To increase productivity further, Companies House is undergoing an ambitious change programme to modernise IT systems, which will generate future processing efficiencies and deal with unprecedented increases in work load. It will also ensure that Companies House meets the target for electronic filing laid down in Parliament. Greater dependence on and use of electronic services means that the computer systems of Companies House must be robust and resilient.

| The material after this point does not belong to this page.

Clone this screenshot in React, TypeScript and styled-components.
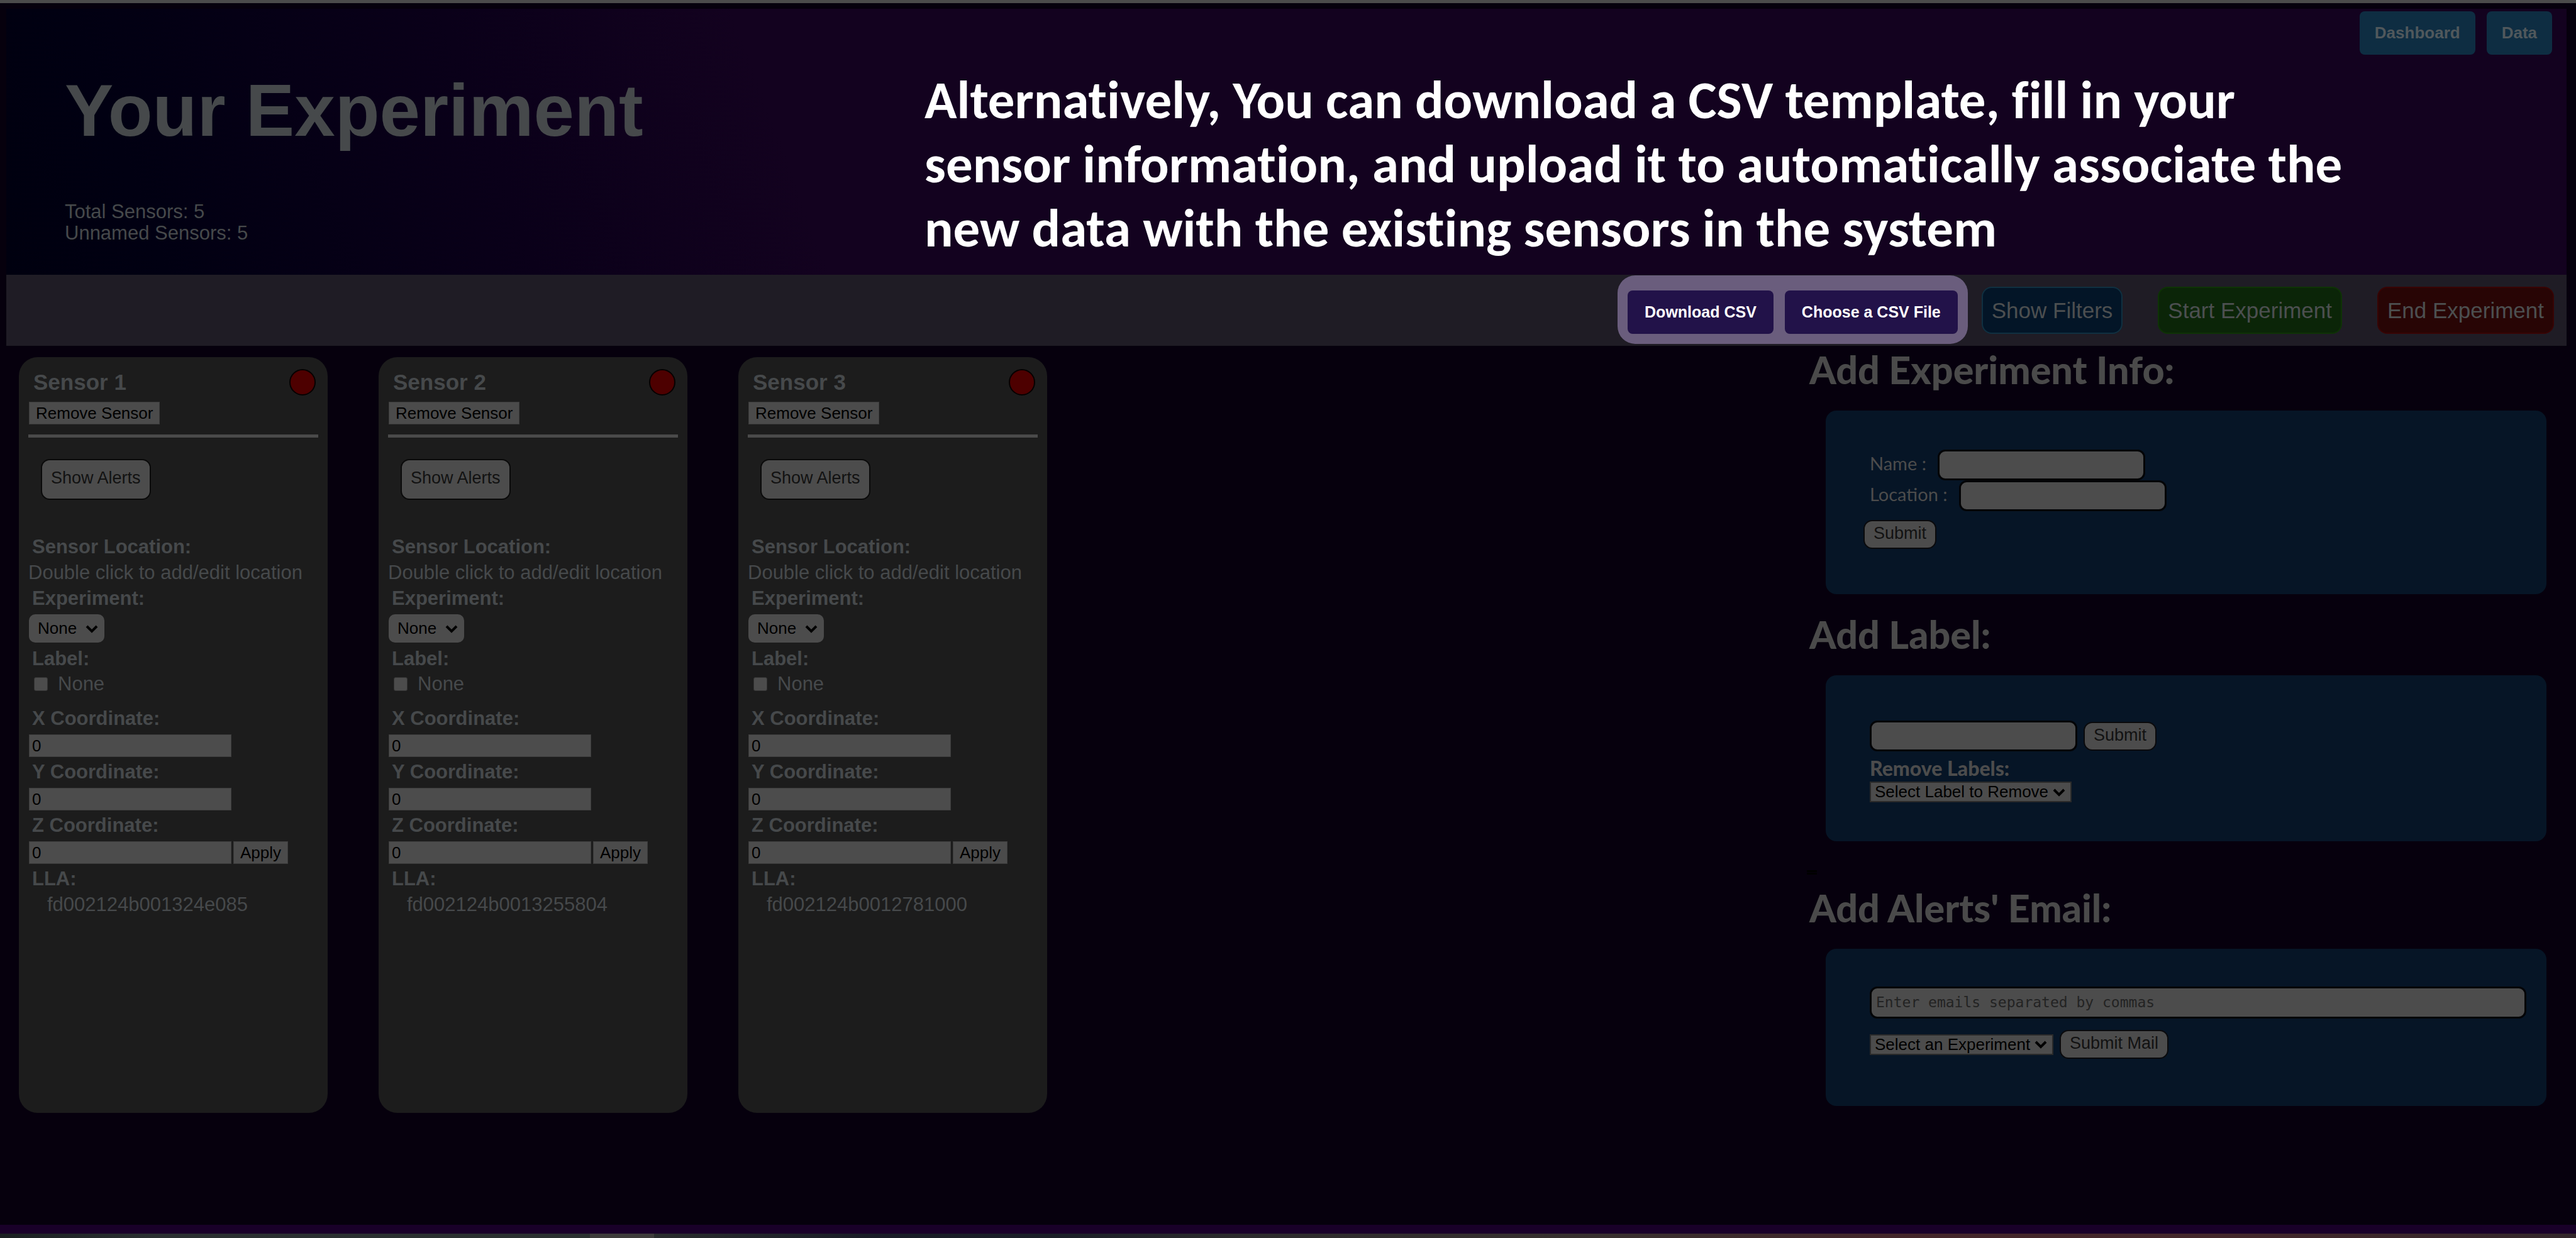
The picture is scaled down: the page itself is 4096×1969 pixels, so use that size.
import React from 'react';
import styled, { createGlobalStyle, css } from 'styled-components';

const sans = '"Liberation Sans", Arial, sans-serif';
const humanist = 'Lato, "Gill Sans", sans-serif';
const paper = '#4c4c4c';
const ink = '#46494b';

const GlobalStyle = createGlobalStyle`
  *, *::before, *::after { box-sizing: border-box; }
  body {
    margin: 0;
    background: #06000d;
    color: ${ink};
    font-family: ${sans};
  }
  button, input, select, textarea { margin: 0; font-family: ${sans}; }
  h1, h2, h3, p { margin: 0; }
`;

const Page = styled.div`
  display: flex;
  flex-direction: column;
  min-height: 100vh;
  border-top: 5px solid #4b4b4b;
`;

const Frame = styled.div`
  flex: 1;
  display: flex;
  flex-direction: column;
  padding: 9px 15px 0 10px;
`;

const Header = styled.header`
  display: flex;
  align-items: flex-start;
  min-height: 423px;
  padding-left: 93px;
  background: linear-gradient(70deg, #00000f 0%, #010012 6%, #0a0019 20%, #13021f 31%);
`;

const Intro = styled.div`
  flex: 0 0 1367px;
  padding-top: 98px;
`;

const Title = styled.h1`
  margin-bottom: 80px;
  font-size: 116px;
  line-height: 128px;
`;

const Count = styled.p`
  font-size: 31px;
  line-height: 34px;
`;

const Caption = styled.p`
  flex: 0 0 2272px;
  padding-top: 94px;
  color: #ffffff;
  font: bold 85px/102px Carlito, Calibri, Lato, sans-serif;
  font-variant-ligatures: none;
`;

const Nav = styled.nav`
  display: flex;
  gap: 18px;
  margin-left: auto;
  padding: 4px 23px 0 0;
`;

const NavButton = styled.button`
  height: 69px;
  padding: 0 24px;
  border: 0;
  border-radius: 8px;
  background: #0e2d42;
  color: #50585c;
  font-size: 26px;
  font-weight: bold;
`;

const Toolbar = styled.div`
  display: flex;
  justify-content: flex-end;
  align-items: flex-end;
  height: 113px;
  padding: 0 20px 19px 0;
  background: #1f1c25;
`;

const Spotlight = styled.div`
  display: flex;
  gap: 18px;
  margin: 0 22px -16px 0;
  padding: 24px 16px 16px;
  border-radius: 28px;
  background: #6a5d7d;
`;

const CsvButton = styled.button`
  height: 69px;
  padding: 0 27px;
  border: 0;
  border-radius: 8px;
  background: #221249;
  color: #ffffff;
  font-size: 25px;
  font-weight: bold;
`;

const Actions = styled.div`
  display: flex;
  gap: 56px;
`;

const ActionButton = styled.button<{ $fill: string; $edge: string }>`
  height: 75px;
  padding: 0 14px;
  border: 2px solid ${p => p.$edge};
  border-radius: 16px;
  background: ${p => p.$fill};
  color: #4c4f50;
  font-size: 35px;
`;

const Main = styled.main`
  flex: 1;
  display: flex;
  align-items: flex-start;
  justify-content: space-between;
  padding: 0 32px 0 20px;
`;

const Cards = styled.div`
  display: flex;
  gap: 81px;
  padding-top: 18px;
`;

const Card = styled.article`
  width: 491px;
  min-height: 1202px;
  padding: 19px 15px;
  border-radius: 30px;
  background: #1c1c1c;
`;

const CardHead = styled.div`
  display: flex;
  justify-content: space-between;
  margin-bottom: 10px;
  padding: 0 4px 0 8px;
`;

const CardTitle = styled.h2`
  font-size: 35px;
  line-height: 42px;
`;

const StatusDot = styled.span`
  width: 42px;
  height: 42px;
  border: 2px solid #060000;
  border-radius: 50%;
  background: #4d0000;
`;

const FlatButton = styled.button`
  height: 36px;
  padding: 0 10px;
  border: 1px solid #3c3c3c;
  background: #4b4b4b;
  color: #000000;
  font-size: 26px;
  line-height: 32px;
`;

const RemoveRow = styled.div`
  display: flex;
  padding-left: 1px;
`;

const Rule = styled.hr`
  height: 5px;
  margin: 16px 0 34px;
  border: 0;
  background: #4a4a4a;
`;

const AlertsButton = styled.button`
  display: block;
  height: 65px;
  margin: 0 0 57px 20px;
  padding: 0 14px 4px;
  border: 2px solid #0a0a0a;
  border-radius: 14px;
  background: ${paper};
  color: #121212;
  font-size: 27px;
`;

const fieldName = css`
  display: block;
  padding-left: 6px;
  font-size: 31px;
  font-weight: bold;
  line-height: 36px;
`;

const FieldName = styled.label`
  ${fieldName}
`;

const FieldHeading = styled.h3`
  ${fieldName}
`;

const FieldText = styled.p<{ $indent?: boolean }>`
  padding: 5px 0 5px ${p => (p.$indent ? 30 : 0)}px;
  font-size: 31px;
  line-height: 36px;
`;

const SelectBox = styled.span<{ $rounded?: boolean }>`
  display: grid;
  align-items: center;
  width: max-content;
  margin: ${p => (p.$rounded ? '7px 0 8px 1px' : '0')};

  select {
    grid-area: 1 / 1;
    appearance: none;
    height: ${p => (p.$rounded ? 45 : 33)}px;
    padding: ${p => (p.$rounded ? '0 43px 0 14px' : '0 34px 0 6px')};
    border: ${p => (p.$rounded ? '0' : '2px solid #2a2a2a')};
    border-radius: ${p => (p.$rounded ? 10 : 0)}px;
    background: ${paper};
    color: #000000;
    font-size: 26px;
    line-height: 29px;
  }

  svg {
    grid-area: 1 / 1;
    justify-self: end;
    width: 20px;
    height: 14px;
    margin-right: 10px;
    pointer-events: none;
  }
`;

const CheckRow = styled.label`
  display: flex;
  align-items: center;
  gap: 16px;
  margin: 4px 0 19px;
  padding-left: 9px;
  font-size: 31px;
  line-height: 36px;
`;

const Check = styled.input`
  appearance: none;
  width: 22px;
  height: 22px;
  border: 1px solid #333333;
  border-radius: 3px;
  background: ${paper};
`;

const CoordRow = styled.div`
  display: flex;
  gap: 3px;
  margin: 7px 0 6px 1px;
`;

const CoordInput = styled.input`
  width: 322px;
  height: 36px;
  padding: 0 4px;
  border: 1px solid #3c3c3c;
  background: ${paper};
  color: #000000;
  font-size: 26px;
`;

const Side = styled.aside`
  display: flex;
  flex-direction: column;
  flex: 0 0 1176px;
  padding-top: 3px;
`;

const SideTitle = styled.h2`
  padding-left: 4px;
  color: #4a4a4a;
  font: 900 61px/70px ${humanist};
`;

const Panel = styled.form<{ $height: number; $top: number }>`
  min-height: ${p => p.$height}px;
  margin: 30px 0 29px 30px;
  padding: ${p => p.$top}px 32px 0 60px;
  border-radius: 17px;
  background: #061526;
`;

const PanelRow = styled.div<{ $gap?: number }>`
  display: flex;
  align-items: center;
  gap: ${p => p.$gap ?? 10}px;
  padding-left: 10px;
`;

const PanelLabel = styled.label<{ $strong?: boolean }>`
  color: #4c4c4c;
  font-family: ${humanist};
  font-size: ${p => (p.$strong ? 32 : 29)}px;
  font-weight: ${p => (p.$strong ? 900 : 400)};
  line-height: 36px;
  padding: ${p => (p.$strong ? '9px 0 3px' : '0 0 6px')};
`;

const RoundInput = styled.input`
  width: 330px;
  height: 49px;
  padding: 0 8px;
  border: 3px solid #030406;
  border-radius: 12px;
  background: ${paper};
  color: #000000;
  font-size: 26px;
`;

const Emails = styled.textarea`
  flex: 1;
  height: 51px;
  margin-bottom: 18px;
  padding: 9px 7px;
  border: 3px solid #030406;
  border-radius: 12px;
  background: ${paper};
  color: #000000;
  font: 23px/27px "DejaVu Sans Mono", monospace;
  resize: none;
  overflow: hidden;
  &::placeholder { color: #232323; opacity: 1; }
`;

const RoundButton = styled.button<{ $spaced?: boolean }>`
  height: 46px;
  margin-top: ${p => (p.$spaced ? 14 : 0)}px;
  padding: 0 14px 3px;
  border: 2px solid #0a0a0c;
  border-radius: 14px;
  background: ${paper};
  color: #121212;
  font-size: 27px;
`;

const ListMark = styled.span`
  width: 16px;
  height: 7px;
  margin: 17px 0 18px;
  border: solid #000000;
  border-width: 3px 0;
`;

const Footer = styled.footer`
  height: 21px;
  border-top: 14px solid #190029;
  background: linear-gradient(90deg,
    #1b2022 0%, #2b3032 6%, #2b3131 22.9%, #3e3c3b 22.9%, #3e3c3b 25.4%,
    #2a2d2e 25.4%, #191c27 34%, #1b1f28 41%, #2c2b2d 48%, #38302f 62%,
    #44262a 74%, #44282b 86%, #33272b 100%);
`;

const Chevron = () => (
  <svg viewBox="0 0 20 14" fill="none" stroke="#000000" strokeWidth="4" aria-hidden="true">
    <path d="M2 3 L10 11 L18 3" />
  </svg>
);

const sensors = [
  { id: 1, lla: 'fd002124b001324e085' },
  { id: 2, lla: 'fd002124b0013255804' },
  { id: 3, lla: 'fd002124b0012781000' },
];

const axes = ['X', 'Y', 'Z'];

const SensorCard = ({ id, lla }: { id: number; lla: string }) => (
  <Card>
    <CardHead>
      <CardTitle>Sensor {id}</CardTitle>
      <StatusDot />
    </CardHead>
    <RemoveRow>
      <FlatButton type="button">Remove Sensor</FlatButton>
    </RemoveRow>
    <Rule />
    <AlertsButton type="button">Show Alerts</AlertsButton>
    <FieldHeading>Sensor Location:</FieldHeading>
    <FieldText>Double click to add/edit location</FieldText>
    <FieldName htmlFor={`experiment-${id}`}>Experiment:</FieldName>
    <SelectBox $rounded>
      <select id={`experiment-${id}`}>
        <option>None</option>
      </select>
      <Chevron />
    </SelectBox>
    <FieldHeading>Label:</FieldHeading>
    <CheckRow>
      <Check type="checkbox" />
      None
    </CheckRow>
    {axes.map(axis => (
      <React.Fragment key={axis}>
        <FieldName htmlFor={`${axis}-${id}`}>{axis} Coordinate:</FieldName>
        <CoordRow>
          <CoordInput id={`${axis}-${id}`} type="text" defaultValue="0" />
          {axis === 'Z' && <FlatButton type="button">Apply</FlatButton>}
        </CoordRow>
      </React.Fragment>
    ))}
    <FieldHeading>LLA:</FieldHeading>
    <FieldText $indent>{lla}</FieldText>
  </Card>
);

export default function App() {
  return (
    <Page>
      <GlobalStyle />
      <Frame>
        <Header>
          <Intro>
            <Title>Your Experiment</Title>
            <Count>Total Sensors: 5</Count>
            <Count>Unnamed Sensors: 5</Count>
          </Intro>
          <Caption>
            Alternatively, You can download a CSV template, fill in your sensor information, and
            upload it to automatically associate the new data with the existing sensors in the system
          </Caption>
          <Nav>
            <NavButton type="button">Dashboard</NavButton>
            <NavButton type="button">Data</NavButton>
          </Nav>
        </Header>
        <Toolbar>
          <Spotlight>
            <CsvButton type="button">Download CSV</CsvButton>
            <CsvButton type="button">Choose a CSV File</CsvButton>
          </Spotlight>
          <Actions>
            <ActionButton type="button" $fill="#031527" $edge="#103041">Show Filters</ActionButton>
            <ActionButton type="button" $fill="#0b2508" $edge="#0e3305">Start Experiment</ActionButton>
            <ActionButton type="button" $fill="#280505" $edge="#380404">End Experiment</ActionButton>
          </Actions>
        </Toolbar>
        <Main>
          <Cards>
            {sensors.map(s => (
              <SensorCard key={s.id} {...s} />
            ))}
          </Cards>
          <Side>
            <SideTitle>Add Experiment Info:</SideTitle>
            <Panel $height={292} $top={62}>
              <PanelRow $gap={18}>
                <PanelLabel htmlFor="info-name">Name :</PanelLabel>
                <RoundInput id="info-name" type="text" />
              </PanelRow>
              <PanelRow $gap={18}>
                <PanelLabel htmlFor="info-location">Location :</PanelLabel>
                <RoundInput id="info-location" type="text" />
              </PanelRow>
              <RoundButton type="button" $spaced>Submit</RoundButton>
            </Panel>
            <SideTitle>Add Label:</SideTitle>
            <Panel $height={264} $top={72}>
              <PanelRow>
                <RoundInput type="text" aria-label="New label" />
                <RoundButton type="button">Submit</RoundButton>
              </PanelRow>
              <PanelRow>
                <PanelLabel $strong htmlFor="remove-label">Remove Labels:</PanelLabel>
              </PanelRow>
              <PanelRow>
                <SelectBox>
                  <select id="remove-label">
                    <option>Select Label to Remove</option>
                  </select>
                  <Chevron />
                </SelectBox>
              </PanelRow>
            </Panel>
            <ListMark />
            <SideTitle>Add Alerts' Email:</SideTitle>
            <Panel $height={250} $top={60}>
              <PanelRow>
                <Emails aria-label="Emails" placeholder="Enter emails separated by commas" />
              </PanelRow>
              <PanelRow>
                <SelectBox>
                  <select aria-label="Experiment">
                    <option>Select an Experiment</option>
                  </select>
                  <Chevron />
                </SelectBox>
                <RoundButton type="button">Submit Mail</RoundButton>
              </PanelRow>
            </Panel>
          </Side>
        </Main>
      </Frame>
      <Footer />
    </Page>
  );
}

I turn now to the significant price reductions for company and LLP information, which will benefit the millions of users who access company information electronically. Companies House has been able to reduce its prices because the provision of information electronically has become the preferred choice for customers in more than 95 per cent. of requests. The increase in volume of such requests allows the costs to be spread more widely, and the ending of microfiche production on 31 December 2002, as well as the accessibility of almost all company documents by image, means that the cost of providing information has reduced. As a result, Companies House can offer savings to all its electronic users, while still adhering to the cost recovery principles.

The steps Companies House has taken to improve efficiency and service to customers will deliver a transformation in the way that customers do business with the agency by dramatically increasing the take-up of electronic services, which will bring further efficiencies in processing transactions and deliver a continuing, effective and efficient response to ever-increasing volumes of business. They will provide a high-capacity, robust IT structure and modern mainframe systems to offer greater resilience and increased flexibility for future changes in services.

From 2008, Companies House believes that those measures will all lead to substantial savings, which will be passed on to customers. In our view, the regulations are compatible with the European convention on human rights, and I hope that my explanation of them has been helpful.